Data:
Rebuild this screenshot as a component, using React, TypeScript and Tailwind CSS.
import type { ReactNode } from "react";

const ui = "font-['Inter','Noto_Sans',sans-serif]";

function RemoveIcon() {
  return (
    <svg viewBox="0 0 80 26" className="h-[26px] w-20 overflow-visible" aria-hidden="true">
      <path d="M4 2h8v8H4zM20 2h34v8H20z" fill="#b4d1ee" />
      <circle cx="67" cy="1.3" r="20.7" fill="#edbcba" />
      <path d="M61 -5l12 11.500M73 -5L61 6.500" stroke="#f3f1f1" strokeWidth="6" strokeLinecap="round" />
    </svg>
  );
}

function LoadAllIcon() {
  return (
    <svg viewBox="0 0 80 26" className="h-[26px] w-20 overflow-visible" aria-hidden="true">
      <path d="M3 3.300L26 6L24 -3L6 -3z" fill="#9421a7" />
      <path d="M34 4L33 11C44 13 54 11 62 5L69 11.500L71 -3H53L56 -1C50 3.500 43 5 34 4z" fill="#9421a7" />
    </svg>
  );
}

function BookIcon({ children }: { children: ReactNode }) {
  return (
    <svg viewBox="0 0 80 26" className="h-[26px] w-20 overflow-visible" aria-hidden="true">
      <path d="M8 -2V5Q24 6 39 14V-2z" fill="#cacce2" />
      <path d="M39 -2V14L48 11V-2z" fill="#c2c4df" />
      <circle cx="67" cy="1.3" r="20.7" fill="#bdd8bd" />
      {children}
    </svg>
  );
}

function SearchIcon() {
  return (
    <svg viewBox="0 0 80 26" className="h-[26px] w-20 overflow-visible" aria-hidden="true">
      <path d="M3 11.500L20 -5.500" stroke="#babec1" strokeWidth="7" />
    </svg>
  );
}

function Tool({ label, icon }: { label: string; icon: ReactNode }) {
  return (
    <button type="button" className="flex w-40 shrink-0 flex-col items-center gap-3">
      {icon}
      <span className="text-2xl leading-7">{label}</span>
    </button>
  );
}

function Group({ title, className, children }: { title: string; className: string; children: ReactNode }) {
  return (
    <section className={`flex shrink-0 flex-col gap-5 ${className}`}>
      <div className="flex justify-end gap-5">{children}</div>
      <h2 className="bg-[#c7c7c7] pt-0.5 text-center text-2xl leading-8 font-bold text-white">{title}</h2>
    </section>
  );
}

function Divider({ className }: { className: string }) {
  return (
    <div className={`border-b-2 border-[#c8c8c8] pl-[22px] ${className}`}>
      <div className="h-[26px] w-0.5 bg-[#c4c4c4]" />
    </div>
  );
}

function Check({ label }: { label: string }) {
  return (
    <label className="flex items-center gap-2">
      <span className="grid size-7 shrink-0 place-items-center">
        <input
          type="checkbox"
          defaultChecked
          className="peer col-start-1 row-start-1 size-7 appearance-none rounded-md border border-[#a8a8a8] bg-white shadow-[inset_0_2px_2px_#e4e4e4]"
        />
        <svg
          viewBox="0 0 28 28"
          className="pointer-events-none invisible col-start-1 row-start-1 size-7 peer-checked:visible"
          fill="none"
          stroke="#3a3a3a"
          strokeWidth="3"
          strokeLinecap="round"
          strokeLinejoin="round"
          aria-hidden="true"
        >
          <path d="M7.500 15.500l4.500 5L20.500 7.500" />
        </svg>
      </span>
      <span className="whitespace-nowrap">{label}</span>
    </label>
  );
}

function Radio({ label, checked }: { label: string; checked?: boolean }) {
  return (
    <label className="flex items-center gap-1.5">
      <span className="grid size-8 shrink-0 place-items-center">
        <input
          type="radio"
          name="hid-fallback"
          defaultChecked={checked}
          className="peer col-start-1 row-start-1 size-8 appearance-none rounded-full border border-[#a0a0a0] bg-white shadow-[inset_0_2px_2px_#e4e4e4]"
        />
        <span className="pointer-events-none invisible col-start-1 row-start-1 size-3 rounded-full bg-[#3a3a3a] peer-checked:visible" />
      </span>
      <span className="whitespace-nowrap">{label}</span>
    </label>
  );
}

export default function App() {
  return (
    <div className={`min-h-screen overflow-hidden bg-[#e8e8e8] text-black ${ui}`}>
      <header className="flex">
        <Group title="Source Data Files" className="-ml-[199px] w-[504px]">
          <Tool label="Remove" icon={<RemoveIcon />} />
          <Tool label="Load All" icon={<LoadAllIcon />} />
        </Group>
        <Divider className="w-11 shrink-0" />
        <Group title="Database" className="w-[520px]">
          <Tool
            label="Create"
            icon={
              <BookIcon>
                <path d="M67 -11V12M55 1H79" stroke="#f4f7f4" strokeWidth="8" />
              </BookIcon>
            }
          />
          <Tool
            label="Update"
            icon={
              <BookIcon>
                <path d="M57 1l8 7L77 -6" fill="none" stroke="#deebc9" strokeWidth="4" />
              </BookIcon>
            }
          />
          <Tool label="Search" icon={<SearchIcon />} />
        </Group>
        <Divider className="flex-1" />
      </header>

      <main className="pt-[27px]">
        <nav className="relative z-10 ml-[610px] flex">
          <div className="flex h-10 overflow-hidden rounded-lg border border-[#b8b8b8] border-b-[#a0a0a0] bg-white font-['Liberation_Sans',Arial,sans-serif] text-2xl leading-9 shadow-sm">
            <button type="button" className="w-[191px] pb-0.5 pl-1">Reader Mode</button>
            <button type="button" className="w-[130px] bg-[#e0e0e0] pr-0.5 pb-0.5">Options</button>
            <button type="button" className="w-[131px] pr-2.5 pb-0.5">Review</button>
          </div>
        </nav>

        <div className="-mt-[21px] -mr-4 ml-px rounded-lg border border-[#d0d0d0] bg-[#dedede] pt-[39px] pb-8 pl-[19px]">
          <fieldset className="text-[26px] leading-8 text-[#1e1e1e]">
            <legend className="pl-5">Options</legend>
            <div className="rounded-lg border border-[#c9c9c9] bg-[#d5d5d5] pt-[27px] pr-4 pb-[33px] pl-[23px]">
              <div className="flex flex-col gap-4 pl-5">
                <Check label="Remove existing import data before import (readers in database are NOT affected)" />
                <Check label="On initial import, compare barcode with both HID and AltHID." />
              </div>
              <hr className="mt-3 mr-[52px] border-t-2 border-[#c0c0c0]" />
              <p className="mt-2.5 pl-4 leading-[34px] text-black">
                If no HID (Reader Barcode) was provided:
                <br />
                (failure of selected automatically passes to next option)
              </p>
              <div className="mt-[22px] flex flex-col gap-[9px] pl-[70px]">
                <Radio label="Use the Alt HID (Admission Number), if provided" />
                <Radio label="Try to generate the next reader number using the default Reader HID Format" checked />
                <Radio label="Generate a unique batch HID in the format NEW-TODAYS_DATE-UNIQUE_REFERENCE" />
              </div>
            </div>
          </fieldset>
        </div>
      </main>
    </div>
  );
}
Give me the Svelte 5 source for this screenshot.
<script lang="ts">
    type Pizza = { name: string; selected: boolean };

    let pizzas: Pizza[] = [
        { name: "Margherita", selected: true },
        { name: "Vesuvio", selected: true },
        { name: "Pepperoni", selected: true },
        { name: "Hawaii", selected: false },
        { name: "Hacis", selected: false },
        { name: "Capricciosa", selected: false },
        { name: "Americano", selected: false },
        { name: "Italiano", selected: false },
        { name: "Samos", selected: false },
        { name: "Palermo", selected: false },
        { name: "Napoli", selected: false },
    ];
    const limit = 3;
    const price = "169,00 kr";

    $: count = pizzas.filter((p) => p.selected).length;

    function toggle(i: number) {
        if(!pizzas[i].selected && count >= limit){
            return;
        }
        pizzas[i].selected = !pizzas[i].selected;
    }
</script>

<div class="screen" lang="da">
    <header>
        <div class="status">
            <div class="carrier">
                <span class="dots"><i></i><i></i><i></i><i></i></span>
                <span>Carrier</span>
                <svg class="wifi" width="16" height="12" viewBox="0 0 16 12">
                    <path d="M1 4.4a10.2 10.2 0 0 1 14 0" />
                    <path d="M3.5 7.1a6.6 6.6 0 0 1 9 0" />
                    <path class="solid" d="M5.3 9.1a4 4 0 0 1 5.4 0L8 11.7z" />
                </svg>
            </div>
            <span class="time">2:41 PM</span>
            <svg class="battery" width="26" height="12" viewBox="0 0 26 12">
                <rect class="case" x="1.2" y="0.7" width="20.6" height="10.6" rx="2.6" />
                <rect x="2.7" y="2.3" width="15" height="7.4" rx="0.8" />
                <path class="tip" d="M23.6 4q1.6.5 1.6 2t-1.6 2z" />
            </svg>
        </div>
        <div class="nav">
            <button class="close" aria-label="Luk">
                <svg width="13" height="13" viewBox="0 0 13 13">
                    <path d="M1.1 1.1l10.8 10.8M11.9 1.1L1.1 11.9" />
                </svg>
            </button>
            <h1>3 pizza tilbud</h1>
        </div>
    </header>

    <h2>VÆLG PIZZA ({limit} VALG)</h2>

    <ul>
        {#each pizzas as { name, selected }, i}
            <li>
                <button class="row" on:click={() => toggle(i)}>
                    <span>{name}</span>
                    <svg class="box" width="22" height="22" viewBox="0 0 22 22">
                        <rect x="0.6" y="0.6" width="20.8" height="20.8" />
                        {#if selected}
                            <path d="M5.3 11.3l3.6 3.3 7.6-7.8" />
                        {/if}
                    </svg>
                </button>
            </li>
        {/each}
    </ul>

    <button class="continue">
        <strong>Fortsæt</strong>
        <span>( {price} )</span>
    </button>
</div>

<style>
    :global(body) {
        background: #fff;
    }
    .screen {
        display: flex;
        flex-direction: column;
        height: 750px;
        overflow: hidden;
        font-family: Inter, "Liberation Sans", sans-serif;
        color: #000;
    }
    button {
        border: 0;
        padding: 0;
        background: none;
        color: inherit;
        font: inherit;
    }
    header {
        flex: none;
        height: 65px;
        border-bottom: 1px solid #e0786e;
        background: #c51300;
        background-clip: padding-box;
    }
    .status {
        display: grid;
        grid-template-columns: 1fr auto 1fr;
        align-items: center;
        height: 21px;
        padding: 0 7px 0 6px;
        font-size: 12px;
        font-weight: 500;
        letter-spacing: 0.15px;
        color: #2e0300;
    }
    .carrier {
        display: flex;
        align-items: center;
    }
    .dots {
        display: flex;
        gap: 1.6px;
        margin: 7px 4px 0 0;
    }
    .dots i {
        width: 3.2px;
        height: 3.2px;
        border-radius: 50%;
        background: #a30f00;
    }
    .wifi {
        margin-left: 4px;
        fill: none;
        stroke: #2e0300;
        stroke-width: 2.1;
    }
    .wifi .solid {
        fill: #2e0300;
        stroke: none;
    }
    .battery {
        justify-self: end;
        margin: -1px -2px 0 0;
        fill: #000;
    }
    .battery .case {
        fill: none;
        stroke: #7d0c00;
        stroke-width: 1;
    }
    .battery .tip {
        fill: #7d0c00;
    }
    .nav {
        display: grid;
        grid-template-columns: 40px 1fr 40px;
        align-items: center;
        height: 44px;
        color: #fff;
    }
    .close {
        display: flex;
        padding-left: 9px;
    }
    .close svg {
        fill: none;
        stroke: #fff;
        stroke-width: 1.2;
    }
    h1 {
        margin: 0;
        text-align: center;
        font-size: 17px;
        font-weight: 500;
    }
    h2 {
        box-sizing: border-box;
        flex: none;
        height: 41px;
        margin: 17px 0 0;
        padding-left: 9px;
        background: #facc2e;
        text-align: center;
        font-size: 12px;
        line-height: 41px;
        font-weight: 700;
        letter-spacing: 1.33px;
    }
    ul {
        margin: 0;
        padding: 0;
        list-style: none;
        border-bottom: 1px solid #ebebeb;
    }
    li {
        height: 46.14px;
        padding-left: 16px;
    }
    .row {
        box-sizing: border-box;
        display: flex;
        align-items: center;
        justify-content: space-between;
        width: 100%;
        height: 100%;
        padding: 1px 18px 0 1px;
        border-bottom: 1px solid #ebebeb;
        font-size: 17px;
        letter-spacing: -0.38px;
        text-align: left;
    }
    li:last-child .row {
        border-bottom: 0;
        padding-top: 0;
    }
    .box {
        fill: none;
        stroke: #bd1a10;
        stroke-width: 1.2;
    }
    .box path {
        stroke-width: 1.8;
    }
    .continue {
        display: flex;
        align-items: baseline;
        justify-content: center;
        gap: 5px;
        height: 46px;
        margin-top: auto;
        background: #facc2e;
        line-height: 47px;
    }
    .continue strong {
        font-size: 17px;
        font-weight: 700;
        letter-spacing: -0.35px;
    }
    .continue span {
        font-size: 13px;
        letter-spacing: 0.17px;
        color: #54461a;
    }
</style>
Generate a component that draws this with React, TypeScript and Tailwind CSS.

Task statement: Above are some lines. Repeat exactly, and only, those from the line that has "Give me the" through the line that has "pizzas.filter((p) => p.selected).length;".

The answer:
Give me the Svelte 5 source for this screenshot.
<script lang="ts">
    type Pizza = { name: string; selected: boolean };

    let pizzas: Pizza[] = [
        { name: "Margherita", selected: true },
        { name: "Vesuvio", selected: true },
        { name: "Pepperoni", selected: true },
        { name: "Hawaii", selected: false },
        { name: "Hacis", selected: false },
        { name: "Capricciosa", selected: false },
        { name: "Americano", selected: false },
        { name: "Italiano", selected: false },
        { name: "Samos", selected: false },
        { name: "Palermo", selected: false },
        { name: "Napoli", selected: false },
    ];
    const limit = 3;
    const price = "169,00 kr";

    $: count = pizzas.filter((p) => p.selected).length;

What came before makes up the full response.